Exercise data
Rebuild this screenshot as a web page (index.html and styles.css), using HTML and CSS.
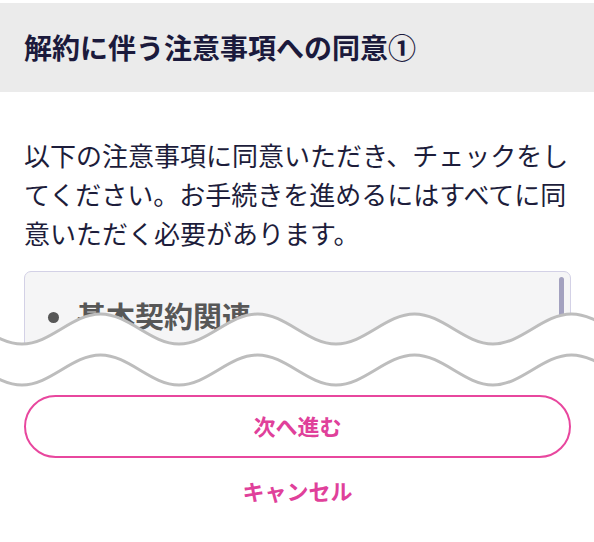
==
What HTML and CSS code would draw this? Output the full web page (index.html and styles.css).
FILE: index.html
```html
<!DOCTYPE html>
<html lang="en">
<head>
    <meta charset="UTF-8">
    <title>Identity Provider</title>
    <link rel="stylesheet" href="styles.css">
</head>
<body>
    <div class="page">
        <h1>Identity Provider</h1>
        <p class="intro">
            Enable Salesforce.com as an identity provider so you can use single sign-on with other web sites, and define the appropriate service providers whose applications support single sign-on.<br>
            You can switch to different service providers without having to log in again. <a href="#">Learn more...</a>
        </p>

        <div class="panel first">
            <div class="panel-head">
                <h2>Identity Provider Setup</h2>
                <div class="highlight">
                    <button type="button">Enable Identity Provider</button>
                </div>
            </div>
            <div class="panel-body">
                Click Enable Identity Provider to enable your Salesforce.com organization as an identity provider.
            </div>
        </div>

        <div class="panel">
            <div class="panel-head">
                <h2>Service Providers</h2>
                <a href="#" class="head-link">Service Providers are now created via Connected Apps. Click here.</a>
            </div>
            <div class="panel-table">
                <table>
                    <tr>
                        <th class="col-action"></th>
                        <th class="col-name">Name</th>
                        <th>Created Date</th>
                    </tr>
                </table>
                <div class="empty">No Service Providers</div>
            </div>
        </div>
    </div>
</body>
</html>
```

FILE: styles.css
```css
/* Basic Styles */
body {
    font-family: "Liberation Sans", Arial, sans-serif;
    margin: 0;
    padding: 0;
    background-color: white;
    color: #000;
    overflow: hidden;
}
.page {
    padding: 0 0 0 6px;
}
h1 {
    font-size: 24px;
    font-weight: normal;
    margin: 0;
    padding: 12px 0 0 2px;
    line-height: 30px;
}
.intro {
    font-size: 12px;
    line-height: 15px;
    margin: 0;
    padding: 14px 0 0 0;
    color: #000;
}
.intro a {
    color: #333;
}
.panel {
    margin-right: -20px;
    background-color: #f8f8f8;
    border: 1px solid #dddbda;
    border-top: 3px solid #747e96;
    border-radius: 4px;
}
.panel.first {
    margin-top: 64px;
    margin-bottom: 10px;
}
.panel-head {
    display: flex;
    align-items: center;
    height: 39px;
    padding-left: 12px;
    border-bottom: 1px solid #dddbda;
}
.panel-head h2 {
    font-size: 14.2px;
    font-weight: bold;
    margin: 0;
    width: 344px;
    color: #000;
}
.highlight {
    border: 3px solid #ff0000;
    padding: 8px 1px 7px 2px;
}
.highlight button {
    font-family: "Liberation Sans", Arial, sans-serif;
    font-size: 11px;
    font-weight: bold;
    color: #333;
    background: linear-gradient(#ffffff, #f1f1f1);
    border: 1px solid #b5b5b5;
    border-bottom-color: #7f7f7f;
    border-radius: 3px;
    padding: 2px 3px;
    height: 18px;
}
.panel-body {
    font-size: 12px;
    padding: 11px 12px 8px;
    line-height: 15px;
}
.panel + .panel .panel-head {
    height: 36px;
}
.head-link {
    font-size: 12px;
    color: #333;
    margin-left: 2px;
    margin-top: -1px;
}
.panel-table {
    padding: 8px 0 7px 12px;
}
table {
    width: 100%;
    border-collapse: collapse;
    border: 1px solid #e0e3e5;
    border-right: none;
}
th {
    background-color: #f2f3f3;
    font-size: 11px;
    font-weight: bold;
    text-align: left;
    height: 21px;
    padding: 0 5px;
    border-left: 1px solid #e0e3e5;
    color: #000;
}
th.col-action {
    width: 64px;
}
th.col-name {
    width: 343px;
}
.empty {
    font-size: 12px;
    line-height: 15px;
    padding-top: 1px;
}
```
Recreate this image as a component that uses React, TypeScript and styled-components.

Aim of the exercise
Write out every line of the data that holds the word "this".

Result of the task
Rebuild this screenshot as a web page (index.html and styles.css), using HTML and CSS.
What HTML and CSS code would draw this? Output the full web page (index.html and styles.css).
Recreate this image as a component that uses React, TypeScript and styled-components.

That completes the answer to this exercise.